Тяжёлые машины, наверное, «студебекеры», начали завозить пушки. Примерно за месяц до этого в Сталинграде уже был салют. Но тут привезли тяжёлые гаубицы. С первым выстрелом в Доме Павлова повылетали все стёкла. Весь дом задрожал. Комендантша стала кричать и орать. Искала офицера, командовавшего канонадой. Уже позже, через несколько дней, военные привезли упаковки стёкол и комендантша осталась очень довольной. Но тогда пушки прекратили стрельбу и в воздух стали запускать только ракетницы.
Мы просили артиллеристов дать подёргать затворы пушек. Нас подпустили. Разрешили «пострелять». Но самое главное было впереди — подъехала полевая кухня! Обед тогда был чем-то невероятным! Сразу все зашевелились и встали в очередь. Солдат каждому в котелок плюхал кашу. Все смотрели голодными глазами, ощущая чудный запах. Мы сидели в стороне и наблюдали. Сержант позвал нас. Мы сложили ладошки, и он наложил нам в них каши. Он извинился, что не может дать больше — кормить ещё две батареи. Кто-то из солдат отломил хлеба, мы наелись.
Вечером над Сталинградом в нескольких местах прогремел салют. Грохот был неимоверный. Вспыхнули «розы» и «астры». Разбрасывались в сторону цветные огни. Все кричали, орали, пели песни. Это было восхитительно.
Взрослые, наверное, воспринимали, всё по-другому. Они немного выпили и говорили о будущем.
«Сдала» — «Принял»
9 мая прошло, и все стали жить своей жизнью. Дом Павлова — единственный дом, который был тогда отстроен. Народу было много, судьба каждого складывалась по-своему, но была известна всем. У кого-то убили близкого человека. Плакали, но поддерживали. Кто-то болел — дружно помогали. Общались все очень хорошо.

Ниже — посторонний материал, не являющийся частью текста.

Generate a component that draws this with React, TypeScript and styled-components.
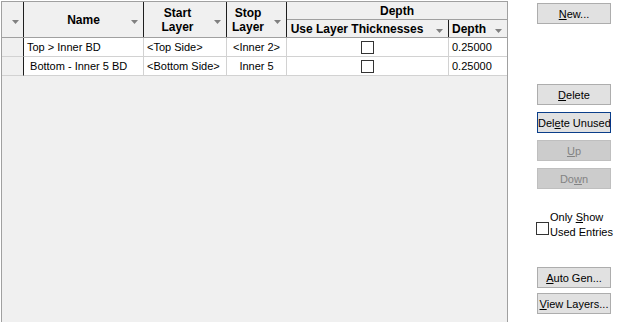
import styled, { createGlobalStyle } from 'styled-components'

const GlobalStyle = createGlobalStyle`
  html, body {
    margin: 0;
    padding: 0;
    background: #ffffff;
  }
  body {
    font-family: "Liberation Sans", Arial, sans-serif;
    font-size: 11px;
    color: #000000;
  }
`

const cols = '22px 120px 83px 60px 162px 58px'

const Page = styled.div`
  display: flex;
  align-items: flex-start;
  width: 620px;
  height: 322px;
  overflow: hidden;
`

const GridPanel = styled.div`
  box-sizing: border-box;
  margin: 1px 0 0 1px;
  width: 507px;
  height: 321px;
  background: #f0f0f0;
  border: 1px solid #a0a0a0;
  border-bottom: none;
`

const Header = styled.div`
  display: grid;
  grid-template-columns: ${cols};
  grid-template-rows: 18px 17px;
  border-bottom: 1px solid #a0a0a0;
`

const HeadCell = styled.div<{ $pr?: number; $left?: boolean; $last?: boolean }>`
  position: relative;
  box-sizing: border-box;
  display: flex;
  align-items: center;
  justify-content: ${p => (p.$left ? 'flex-start' : 'center')};
  text-align: center;
  padding: 0 ${p => p.$pr ?? 0}px 0 ${p => (p.$left ? 3 : 0)}px;
  border-right: ${p => (p.$last ? 'none' : '1px solid #1e1e1e')};
  font-size: 12px;
  font-weight: bold;
  line-height: 14px;
  white-space: nowrap;
`

const TallCell = styled(HeadCell)`
  grid-row: 1 / 3;
`

const GroupCell = styled(HeadCell)`
  grid-column: 5 / 7;
  border-bottom: 1px solid #a0a0a0;
`

const Arrow = styled.svg`
  position: absolute;
  right: 5px;
  top: 50%;
`

const SelArrow = styled(Arrow)`
  right: auto;
  left: 10px;
`

const Row = styled.div`
  display: grid;
  grid-template-columns: ${cols};
  height: 19px;
`

const SelCell = styled.div`
  box-sizing: border-box;
  background: #f0f0f0;
  border-right: 1px solid #1e1e1e;
  border-bottom: 1px solid #d2d2d2;
`

const Cell = styled.div<{ $center?: boolean; $last?: boolean }>`
  box-sizing: border-box;
  display: flex;
  align-items: center;
  justify-content: ${p => (p.$center ? 'center' : 'flex-start')};
  padding-left: ${p => (p.$center ? 0 : 3)}px;
  background: #ffffff;
  border-right: ${p => (p.$last ? 'none' : '1px solid #d2d2d2')};
  border-bottom: 1px solid #d2d2d2;
  white-space: pre;
  overflow: hidden;
`

const Box = styled.span`
  display: inline-block;
  box-sizing: border-box;
  width: 13px;
  height: 13px;
  background: #ffffff;
  border: 1px solid #333333;
`

const Side = styled.div`
  display: flex;
  flex-direction: column;
  width: 74px;
  margin-left: 29px;
  padding-top: 3px;
`

const Btn = styled.button<{ $mt?: number; $focus?: boolean }>`
  box-sizing: border-box;
  width: 74px;
  height: 21px;
  margin: ${p => p.$mt ?? 0}px 0 0 0;
  padding: 0;
  background: #e1e1e1;
  border: 1px solid ${p => (p.$focus ? '#0a3e8a' : '#adadad')};
  font: 11px "Liberation Sans", Arial, sans-serif;
  color: #000000;
  white-space: nowrap;

  &:disabled {
    background: #cccccc;
    border-color: #bfbfbf;
    color: #838383;
  }
`

const CheckRow = styled.label`
  display: flex;
  align-items: center;
  gap: 1px;
  margin: 21px 0 0 -1px;
  line-height: 15px;
  white-space: nowrap;
`

const CheckBox = styled(Box)`
  margin-top: 6px;
  flex-shrink: 0;
`

const DropArrow = ({ sel }: { sel?: boolean }) => {
  const Comp = sel ? SelArrow : Arrow
  return (
    <Comp width="7" height="4" viewBox="0 0 7 4">
      <polygon points="0,0 7,0 3.5,4" fill="#808080" />
    </Comp>
  )
}

const rows = [
  { name: 'Top > Inner BD', start: '<Top Side>', stop: '<Inner 2>', depth: '0.25000' },
  { name: ' Bottom - Inner 5 BD', start: '<Bottom Side>', stop: 'Inner 5', depth: '0.25000' },
]

const App = () => {
  return (
    <Page>
      <GlobalStyle />
      <GridPanel>
        <Header>
          <TallCell>
            <DropArrow sel />
          </TallCell>
          <TallCell>
            Name
            <DropArrow />
          </TallCell>
          <TallCell $pr={15}>
            Start
            <br />
            Layer
            <DropArrow />
          </TallCell>
          <TallCell $pr={17}>
            Stop
            <br />
            Layer
            <DropArrow />
          </TallCell>
          <GroupCell $last>Depth</GroupCell>
          <HeadCell $pr={21}>
            Use Layer Thicknesses
            <DropArrow />
          </HeadCell>
          <HeadCell $left $last>
            Depth
            <DropArrow />
          </HeadCell>
        </Header>
        {rows.map(r => (
          <Row key={r.name}>
            <SelCell />
            <Cell>{r.name}</Cell>
            <Cell>{r.start}</Cell>
            <Cell $center>{r.stop}</Cell>
            <Cell $center>
              <Box />
            </Cell>
            <Cell $last>{r.depth}</Cell>
          </Row>
        ))}
      </GridPanel>
      <Side>
        <Btn>
          <u>N</u>ew...
        </Btn>
        <Btn $mt={60}>
          <u>D</u>elete
        </Btn>
        <Btn $mt={7} $focus>
          Del<u>e</u>te Unused
        </Btn>
        <Btn $mt={7} disabled>
          <u>U</u>p
        </Btn>
        <Btn $mt={7} disabled>
          Do<u>w</u>n
        </Btn>
        <CheckRow>
          <CheckBox />
          <span>
            Only <u>S</u>how
            <br />
            Used Entries
          </span>
        </CheckRow>
        <Btn $mt={27}>
          <u>A</u>uto Gen...
        </Btn>
        <Btn $mt={5}>
          <u>V</u>iew Layers...
        </Btn>
      </Side>
    </Page>
  )
}

export default App
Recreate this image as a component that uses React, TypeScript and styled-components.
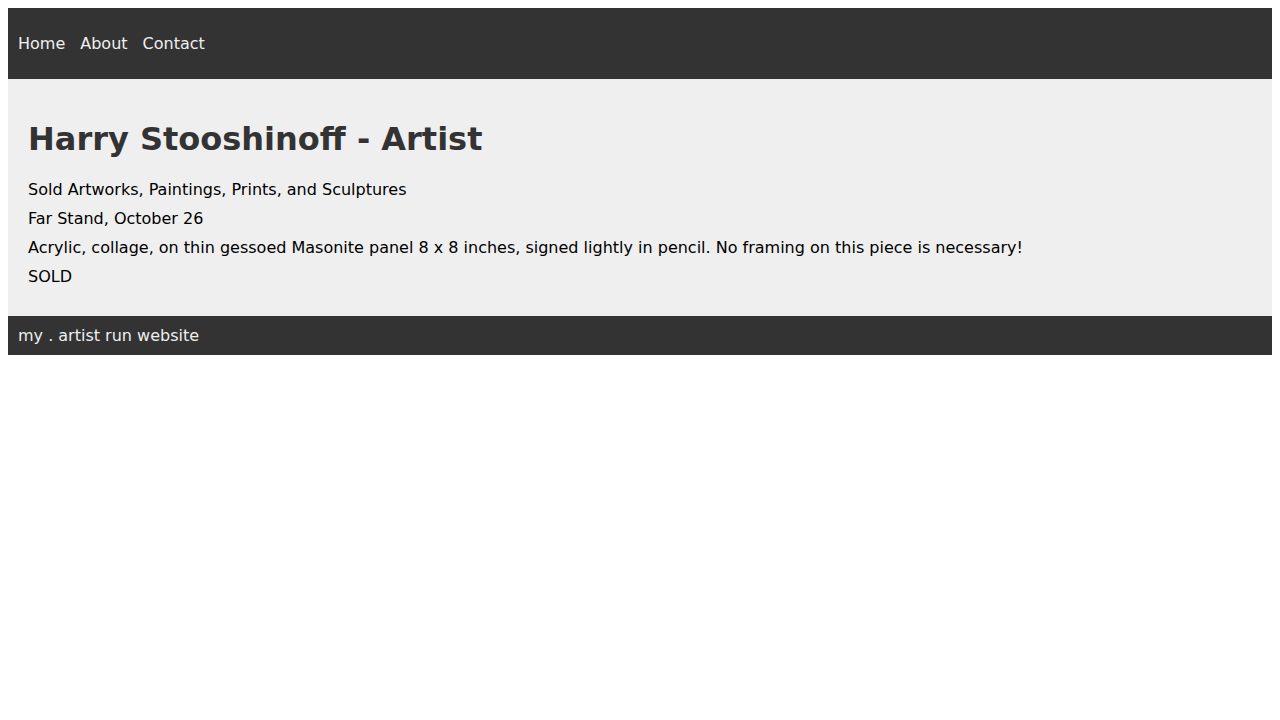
import React from "react";
import styled, { createGlobalStyle } from "styled-components";

const Global = createGlobalStyle`
  body {
    margin: 8px;
    font-family: "DejaVu Sans", sans-serif;
    font-size: 16px;
    background: #fff;
    color: #000;
  }
`;

const Header = styled.header`
  background: #333;
  padding: 10px;
`;

const NavList = styled.ul`
  list-style: none;
  margin: 16px 0;
  padding: 0;
  display: flex;
  gap: 15px;
`;

const NavLink = styled.a`
  color: #efefef;
  text-decoration: none;
`;

const Main = styled.main`
  background: #efefef;
  padding: 20px;
  display: flow-root;
`;

const Title = styled.h1`
  font-size: 32px;
  font-weight: bold;
  color: #333;
  margin: 21.44px 0;
`;

const Para = styled.p`
  margin: 10px 0;
`;

const Footer = styled.footer`
  background: #333;
  color: #efefef;
  padding: 10px;
`;

export default function App() {
  return (
    <>
      <Global />
      <Header>
        <nav>
          <NavList>
            <li><NavLink href="#">Home</NavLink></li>
            <li><NavLink href="#">About</NavLink></li>
            <li><NavLink href="#">Contact</NavLink></li>
          </NavList>
        </nav>
      </Header>
      <Main>
        <Title>Harry Stooshinoff - Artist</Title>
        <Para>Sold Artworks, Paintings, Prints, and Sculptures</Para>
        <Para>Far Stand, October 26</Para>
        <Para>
          Acrylic, collage, on thin gessoed Masonite panel 8 x 8 inches, signed lightly in pencil. No framing on this piece is necessary!
        </Para>
        <Para>SOLD</Para>
      </Main>
      <Footer>my . artist run website</Footer>
    </>
  );
}
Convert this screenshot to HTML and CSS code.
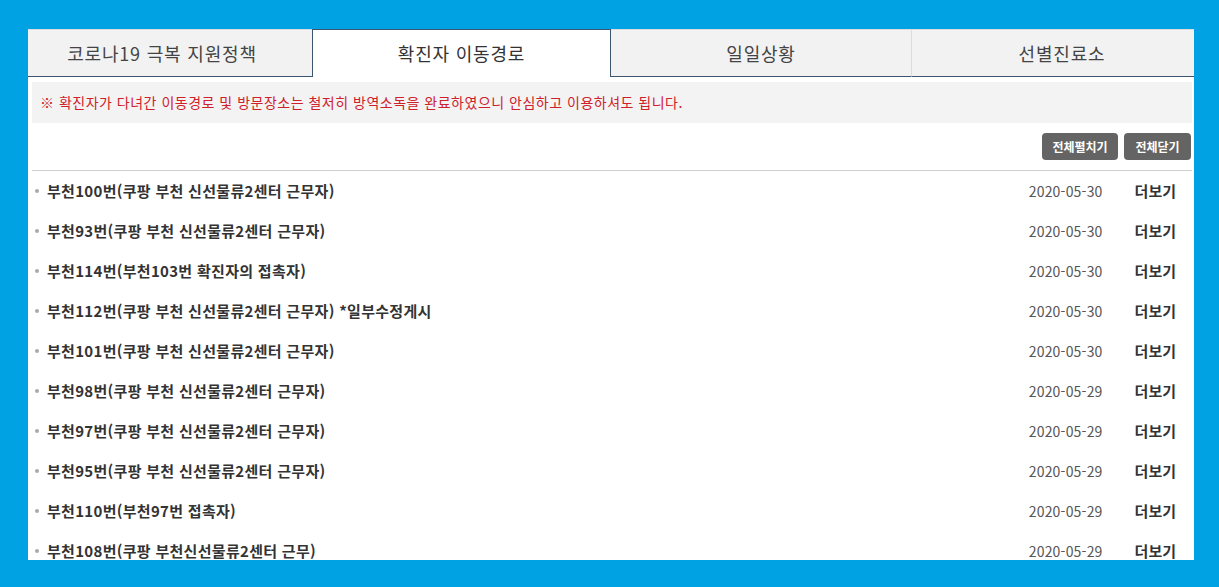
FILE: index.html
```html
<!DOCTYPE html>
<html lang="ko">
<head>
<meta charset="UTF-8">
<meta name="viewport" content="width=device-width, initial-scale=1.0">
<title>확진자 이동경로</title>
<link rel="stylesheet" href="styles.css">
</head>
<body>

<div class="panel">
    <ul class="tabs">
        <li class="tab first">코로나19 극복 지원정책</li>
        <li class="tab active">확진자 이동경로</li>
        <li class="tab">일일상황</li>
        <li class="tab last">선별진료소</li>
    </ul>

    <p class="notice">※ 확진자가 다녀간 이동경로 및 방문장소는 철저히 방역소독을 완료하였으니 안심하고 이용하셔도 됩니다.</p>

    <div class="btn-row">
        <button class="btn btn-open">전체펼치기</button>
        <button class="btn btn-close">전체닫기</button>
    </div>

    <ul class="route-list">
        <li class="route"><span class="route-title">부천100번(쿠팡 부천 신선물류2센터 근무자)</span><span class="route-date">2020-05-30</span><span class="route-more">더보기</span></li>
        <li class="route"><span class="route-title">부천93번(쿠팡 부천 신선물류2센터 근무자)</span><span class="route-date">2020-05-30</span><span class="route-more">더보기</span></li>
        <li class="route"><span class="route-title">부천114번(부천103번 확진자의 접촉자)</span><span class="route-date">2020-05-30</span><span class="route-more">더보기</span></li>
        <li class="route"><span class="route-title">부천112번(쿠팡 부천 신선물류2센터 근무자) *일부수정게시</span><span class="route-date">2020-05-30</span><span class="route-more">더보기</span></li>
        <li class="route"><span class="route-title">부천101번(쿠팡 부천 신선물류2센터 근무자)</span><span class="route-date">2020-05-30</span><span class="route-more">더보기</span></li>
        <li class="route"><span class="route-title">부천98번(쿠팡 부천 신선물류2센터 근무자)</span><span class="route-date">2020-05-29</span><span class="route-more">더보기</span></li>
        <li class="route"><span class="route-title">부천97번(쿠팡 부천 신선물류2센터 근무자)</span><span class="route-date">2020-05-29</span><span class="route-more">더보기</span></li>
        <li class="route"><span class="route-title">부천95번(쿠팡 부천 신선물류2센터 근무자)</span><span class="route-date">2020-05-29</span><span class="route-more">더보기</span></li>
        <li class="route"><span class="route-title">부천110번(부천97번 접촉자)</span><span class="route-date">2020-05-29</span><span class="route-more">더보기</span></li>
        <li class="route"><span class="route-title">부천108번(쿠팡 부천신선물류2센터 근무)</span><span class="route-date">2020-05-29</span><span class="route-more">더보기</span></li>
    </ul>
</div>

</body>
</html>
```

FILE: styles.css
```css
/* 확진자 이동경로 */
body {
    margin: 0;
    background-color: #00a2e4;
    font-family: "Noto Sans CJK KR", "Noto Sans", sans-serif;
}
.panel {
    width: 1166px;
    height: 531px;
    margin: 29px 0 0 28px;
    padding: 0 2px 0 4px;
    box-sizing: border-box;
    background-color: #fff;
    overflow: hidden;
}
.tabs {
    display: grid;
    grid-template-columns: 284px 299px 300px 1fr;
    margin: 0 -2px 0 -4px;
    padding: 0;
    list-style: none;
}
.tab {
    height: 48px;
    line-height: 46px;
    text-align: center;
    font-size: 18px;
    letter-spacing: 0.8px;
    color: #444;
    background-color: #f2f2f2;
    border-top: 1px solid #dcdcdc;
    border-bottom: 1px solid #3d5670;
    box-sizing: border-box;
}
.tab.first {
    padding-right: 16px;
}
.tab.active {
    background-color: #fff;
    color: #333;
    border: 1px solid #3d5670;
    border-bottom: none;
}
.tab.last {
    border-left: 1px solid #dcdcdc;
    padding-left: 18px;
}
.notice {
    margin: 5px 0 0;
    height: 41px;
    line-height: 40px;
    padding-left: 8px;
    background-color: #f3f3f3;
    color: #d0202a;
    font-size: 14px;
    letter-spacing: 0.5px;
}
.btn-row {
    display: flex;
    justify-content: flex-end;
    gap: 6px;
    padding: 10px 1px 10px 0;
}
.btn {
    height: 27px;
    padding: 0;
    border: none;
    border-radius: 4px;
    background-color: #646464;
    color: #fff;
    font-family: inherit;
    font-size: 12px;
    font-weight: bold;
}
.btn-open {
    width: 76px;
}
.btn-close {
    width: 67px;
}
.route-list {
    margin: 0;
    padding: 0;
    list-style: none;
    border-top: 1px solid #cfcfcf;
}
.route {
    display: flex;
    align-items: center;
    height: 40px;
    padding-left: 15px;
    padding-bottom: 1px;
    box-sizing: border-box;
    position: relative;
}
.route::before {
    content: "";
    position: absolute;
    left: 3px;
    top: 18px;
    width: 4px;
    height: 4px;
    border-radius: 50%;
    background-color: #aaa;
}
.route-title {
    flex: 1;
    font-size: 15px;
    letter-spacing: 0.3px;
    font-weight: bold;
    color: #333;
}
.route-date {
    font-size: 14px;
    letter-spacing: 0.2px;
    color: #555;
    margin-right: 32px;
}
.route-more {
    font-size: 15px;
    font-weight: bold;
    color: #333;
    margin-right: 16px;
}
```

Спустя какое-то время приезжал Яков Павлов. Он был в мундире с белыми погонами. Саратовская киностудия пригласила его на съёмки хроники. Около четвёртого подъезда через трафарет написали, что наш дом отстроила Черкасова и передала Якову Павлову. Они оба расписались химическими карандашами: «Сдала» — «Принял».